Of course the simpler amendment would have been to restore the 4-year presidential term with one re-election, which would shorten the incumbent’s term to end in 2009. But then, I’m also very much in favor of referendums (and yes, this runs the risk for one side or the other to be disappointed at the results) because I believe that if the President had thrown herself at the mercy of the electorate, she would have had a chance to resolve all the issues against her.

Manilenyo In Davao is happy taxes have been reduced.

Solita Monsod says even if things have slowed, the present growth rates are “nothing to sneeze at,” in comparison to the Ramos years, for example. And she takes a dig at critics of the government statistics. To be sure, the economists among critics of the President haven’t been heard from, but that may simply be a function of their limited resources compared to the government (or Monsod may be right in their being selective). What I want to know, from the economists critical of the President and/or government statistics, is what they think about Monsod’s comparison. After all, one economist, Dr. Michael Alba, had pointed out that there’s a break between past and current ways of computing GDP that makes a point-by-point comparison difficult, which is what the break in the line you see below is about:

GDP.jpg

Meanwhile, Arroyo waives school uniforms to keep poor kids in school and Govt readies P500 subsidy to 4 million poor families. And this is just stupid: Lozada hits MMDA proposal on La Salle traffic. I grew up in that area and yes, La Salle, and Xavier, and ICA, all snarl traffic but the solution, if you’re going to be extreme about it, is to require schools to be located in less densely populated areas or, failing that, to intervene with gated communities to find a way to open their streets to school traffic; and failing that, to encourage the busing-in of students, but this would require local and national authorities to actually guarantee the safety of students.

A vigorous debate on education, inspired by Martin Perez on the problems of the educational system, is taking place: see Rom’s counterpoint and Philippine Commentary’s dissection of our miserable scores in maths and science.

Incidentally, the i Report Online story on the Office of the President and the Commission on Audit seems less shocking than last year’s -in fact, slightly encouraging, considering the glacial pace of change in the bureaucracy. What it does suggest, however, is the slipshod manner in which things are run.

In other news, Boracay’s biggest hotel project seen to destroy wetland. Overseas, In Malaysia, Signs of Government Reform (in his blog, Mahathir has some cranky things to say) while Thailand’s Political Tensions Continue.

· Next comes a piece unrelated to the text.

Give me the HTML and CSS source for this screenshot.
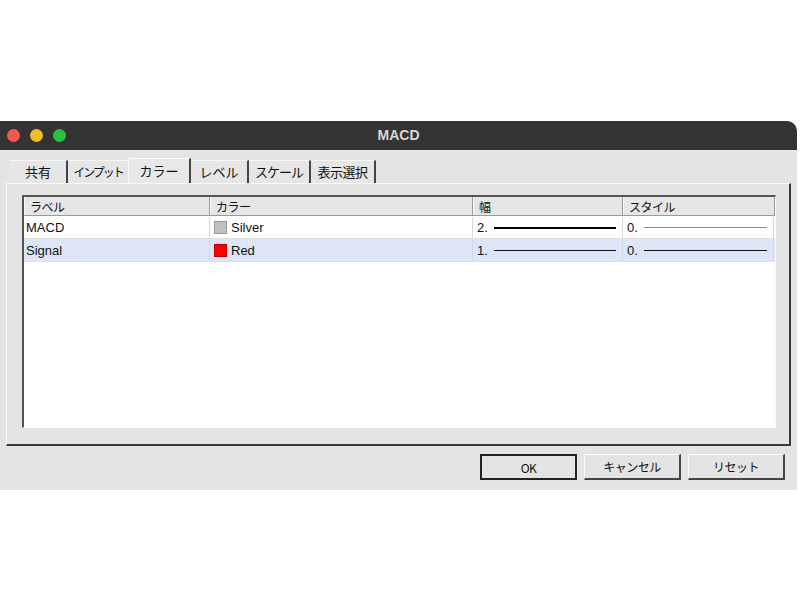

I. The perils of political mobilization

The only justification for national self-government is the restoration of the dignity of the people. And this dignity will continue to elude us as abject poverty, rampant corruption, oligarchs and encomienderos remain stark realities of our society.

-Anwar Ibrahim, accepting the conferment of the rank of Knight Grand Cross of the Order by the Knights of Rizal, August 23, 1996

My column for yesterday, The victory of poverty, was inspired by this entry by Mon Casiple, and by this entry by the notorious Benign0 in FilipinoVoices.com as well as New Philippine Revolution on recent crimes. Casiple believes that the 2010 race is off to an early start, because the President’s shown signs she’s giving up on staying on in power:

This is the logical result of a perception (and a conclusion) that president Gloria Macapagal-Arroyo has at last relinquished her plans to extend her stay in power. No charter change, no martial law, no state of emergency–no supra-constitutional scheme to get around the severe constitutional constraint of one presidential term to end on 12 noon, June 30, 2010.

He says we’re facing the longest presidential campaign in our history, essentially two years. I’m not so sure it will be the longest. It may be more accurate to say that since long incumbencies have been rare, and that there’s a natural fatigue that sets in on the part of the public when presidents are in office for a long time, when presidents have been office for a long time, the campaign naturally gets longer. So it was that the buzz over the elections scheduled for 1941 began in 1938-39; the jockeying for the presidency was in full swing by 1971 ahead of the (as it turned out, aborted) 1973 elections; and since the present Constitution, with its fixed, six year term for the presidency, has been in place for a generation now, there’s a natural, though perhaps subconscious, impatience to kick off the campaign.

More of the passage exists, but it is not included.